**Data excerpt:**
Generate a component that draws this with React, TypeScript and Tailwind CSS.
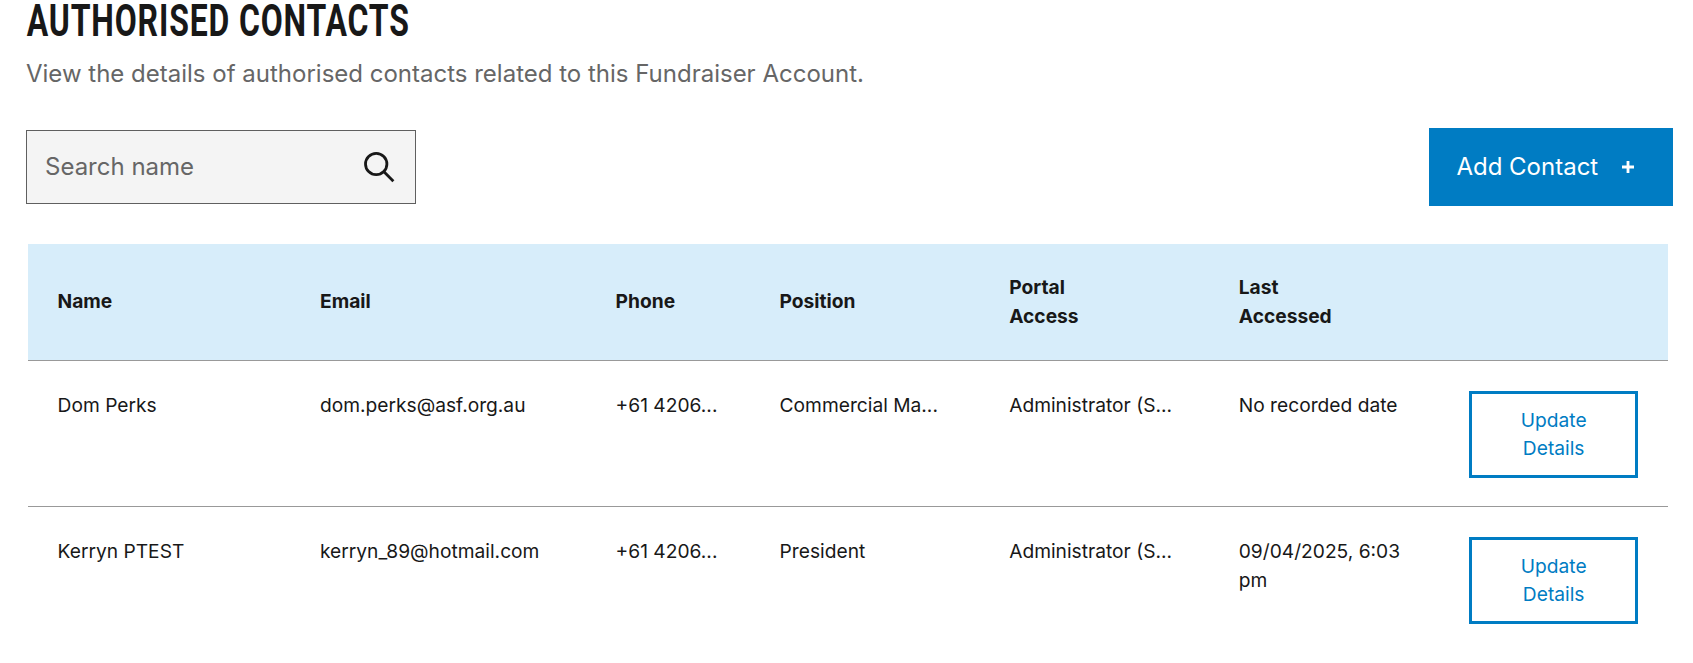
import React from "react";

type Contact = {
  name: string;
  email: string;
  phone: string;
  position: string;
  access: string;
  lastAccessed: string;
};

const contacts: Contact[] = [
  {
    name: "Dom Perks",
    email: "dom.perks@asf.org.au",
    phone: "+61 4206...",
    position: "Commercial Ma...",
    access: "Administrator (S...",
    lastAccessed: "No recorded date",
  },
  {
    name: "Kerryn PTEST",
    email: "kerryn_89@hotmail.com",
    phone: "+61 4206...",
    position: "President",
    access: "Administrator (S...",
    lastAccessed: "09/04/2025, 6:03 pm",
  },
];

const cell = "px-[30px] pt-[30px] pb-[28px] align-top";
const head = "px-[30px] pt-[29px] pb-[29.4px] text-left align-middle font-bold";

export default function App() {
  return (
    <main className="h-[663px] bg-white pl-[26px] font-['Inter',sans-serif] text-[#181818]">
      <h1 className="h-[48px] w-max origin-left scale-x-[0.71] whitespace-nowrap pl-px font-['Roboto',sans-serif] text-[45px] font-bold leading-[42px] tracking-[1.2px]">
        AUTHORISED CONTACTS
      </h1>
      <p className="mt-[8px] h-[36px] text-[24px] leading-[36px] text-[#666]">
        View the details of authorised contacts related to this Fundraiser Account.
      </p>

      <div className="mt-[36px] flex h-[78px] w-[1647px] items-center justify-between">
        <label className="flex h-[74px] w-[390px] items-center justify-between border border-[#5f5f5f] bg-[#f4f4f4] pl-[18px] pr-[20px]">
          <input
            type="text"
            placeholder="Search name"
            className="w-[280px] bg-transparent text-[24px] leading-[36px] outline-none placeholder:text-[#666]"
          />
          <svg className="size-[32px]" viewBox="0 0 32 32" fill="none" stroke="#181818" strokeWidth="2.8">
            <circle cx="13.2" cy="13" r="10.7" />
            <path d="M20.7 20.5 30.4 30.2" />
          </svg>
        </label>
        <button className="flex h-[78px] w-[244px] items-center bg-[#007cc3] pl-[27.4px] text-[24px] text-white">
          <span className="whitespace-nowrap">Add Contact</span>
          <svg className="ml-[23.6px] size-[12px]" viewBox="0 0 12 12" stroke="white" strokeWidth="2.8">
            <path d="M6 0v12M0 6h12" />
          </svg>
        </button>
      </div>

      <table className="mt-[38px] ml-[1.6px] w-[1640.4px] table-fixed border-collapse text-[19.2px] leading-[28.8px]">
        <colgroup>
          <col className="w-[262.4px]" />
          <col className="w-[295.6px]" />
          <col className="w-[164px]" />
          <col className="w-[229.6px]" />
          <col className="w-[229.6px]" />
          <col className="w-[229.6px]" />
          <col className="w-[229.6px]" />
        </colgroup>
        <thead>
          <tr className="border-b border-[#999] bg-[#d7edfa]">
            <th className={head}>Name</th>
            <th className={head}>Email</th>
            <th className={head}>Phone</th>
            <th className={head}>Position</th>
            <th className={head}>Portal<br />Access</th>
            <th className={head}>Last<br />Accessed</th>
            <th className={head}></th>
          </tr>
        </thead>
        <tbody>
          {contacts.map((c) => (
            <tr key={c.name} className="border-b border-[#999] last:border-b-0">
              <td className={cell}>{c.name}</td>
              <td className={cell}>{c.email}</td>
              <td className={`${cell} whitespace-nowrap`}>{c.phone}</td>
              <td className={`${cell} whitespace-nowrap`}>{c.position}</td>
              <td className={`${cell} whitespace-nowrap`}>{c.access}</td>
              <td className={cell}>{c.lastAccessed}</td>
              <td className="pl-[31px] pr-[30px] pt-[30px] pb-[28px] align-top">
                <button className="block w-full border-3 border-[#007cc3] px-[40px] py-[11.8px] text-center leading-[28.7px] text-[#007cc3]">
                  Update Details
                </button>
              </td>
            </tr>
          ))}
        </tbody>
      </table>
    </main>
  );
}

**What to do:**
Transcribe the material exactly, keeping every word and none of the pictures.

**Task output:**
Generate a component that draws this with React, TypeScript and Tailwind CSS.
import React from "react";

type Contact = {
  name: string;
  email: string;
  phone: string;
  position: string;
  access: string;
  lastAccessed: string;
};

const contacts: Contact[] = [
  {
    name: "Dom Perks",
    email: "dom.perks@asf.org.au",
    phone: "+61 4206...",
    position: "Commercial Ma...",
    access: "Administrator (S...",
    lastAccessed: "No recorded date",
  },
  {
    name: "Kerryn PTEST",
    email: "kerryn_89@hotmail.com",
    phone: "+61 4206...",
    position: "President",
    access: "Administrator (S...",
    lastAccessed: "09/04/2025, 6:03 pm",
  },
];

const cell = "px-[30px] pt-[30px] pb-[28px] align-top";
const head = "px-[30px] pt-[29px] pb-[29.4px] text-left align-middle font-bold";

export default function App() {
  return (
    <main className="h-[663px] bg-white pl-[26px] font-['Inter',sans-serif] text-[#181818]">
      <h1 className="h-[48px] w-max origin-left scale-x-[0.71] whitespace-nowrap pl-px font-['Roboto',sans-serif] text-[45px] font-bold leading-[42px] tracking-[1.2px]">
        AUTHORISED CONTACTS
      </h1>
      <p className="mt-[8px] h-[36px] text-[24px] leading-[36px] text-[#666]">
        View the details of authorised contacts related to this Fundraiser Account.
      </p>

      <div className="mt-[36px] flex h-[78px] w-[1647px] items-center justify-between">
        <label className="flex h-[74px] w-[390px] items-center justify-between border border-[#5f5f5f] bg-[#f4f4f4] pl-[18px] pr-[20px]">
          <input
            type="text"
            placeholder="Search name"
            className="w-[280px] bg-transparent text-[24px] leading-[36px] outline-none placeholder:text-[#666]"
          />
          <svg className="size-[32px]" viewBox="0 0 32 32" fill="none" stroke="#181818" strokeWidth="2.8">
            <circle cx="13.2" cy="13" r="10.7" />
            <path d="M20.7 20.5 30.4 30.2" />
          </svg>
        </label>
        <button className="flex h-[78px] w-[244px] items-center bg-[#007cc3] pl-[27.4px] text-[24px] text-white">
          <span className="whitespace-nowrap">Add Contact</span>
          <svg className="ml-[23.6px] size-[12px]" viewBox="0 0 12 12" stroke="white" strokeWidth="2.8">
            <path d="M6 0v12M0 6h12" />
          </svg>
        </button>
      </div>

      <table className="mt-[38px] ml-[1.6px] w-[1640.4px] table-fixed border-collapse text-[19.2px] leading-[28.8px]">
        <colgroup>
          <col className="w-[262.4px]" />
          <col className="w-[295.6px]" />
          <col className="w-[164px]" />
          <col className="w-[229.6px]" />
          <col className="w-[229.6px]" />
          <col className="w-[229.6px]" />
          <col className="w-[229.6px]" />
        </colgroup>
        <thead>
          <tr className="border-b border-[#999] bg-[#d7edfa]">
            <th className={head}>Name</th>
            <th className={head}>Email</th>
            <th className={head}>Phone</th>
            <th className={head}>Position</th>
            <th className={head}>Portal<br />Access</th>
            <th className={head}>Last<br />Accessed</th>
            <th className={head}></th>
          </tr>
        </thead>
        <tbody>
          {contacts.map((c) => (
            <tr key={c.name} className="border-b border-[#999] last:border-b-0">
              <td className={cell}>{c.name}</td>
              <td className={cell}>{c.email}</td>
              <td className={`${cell} whitespace-nowrap`}>{c.phone}</td>
              <td className={`${cell} whitespace-nowrap`}>{c.position}</td>
              <td className={`${cell} whitespace-nowrap`}>{c.access}</td>
              <td className={cell}>{c.lastAccessed}</td>
              <td className="pl-[31px] pr-[30px] pt-[30px] pb-[28px] align-top">
                <button className="block w-full border-3 border-[#007cc3] px-[40px] py-[11.8px] text-center leading-[28.7px] text-[#007cc3]">
                  Update Details
                </button>
              </td>
            </tr>
          ))}
        </tbody>
      </table>
    </main>
  );
}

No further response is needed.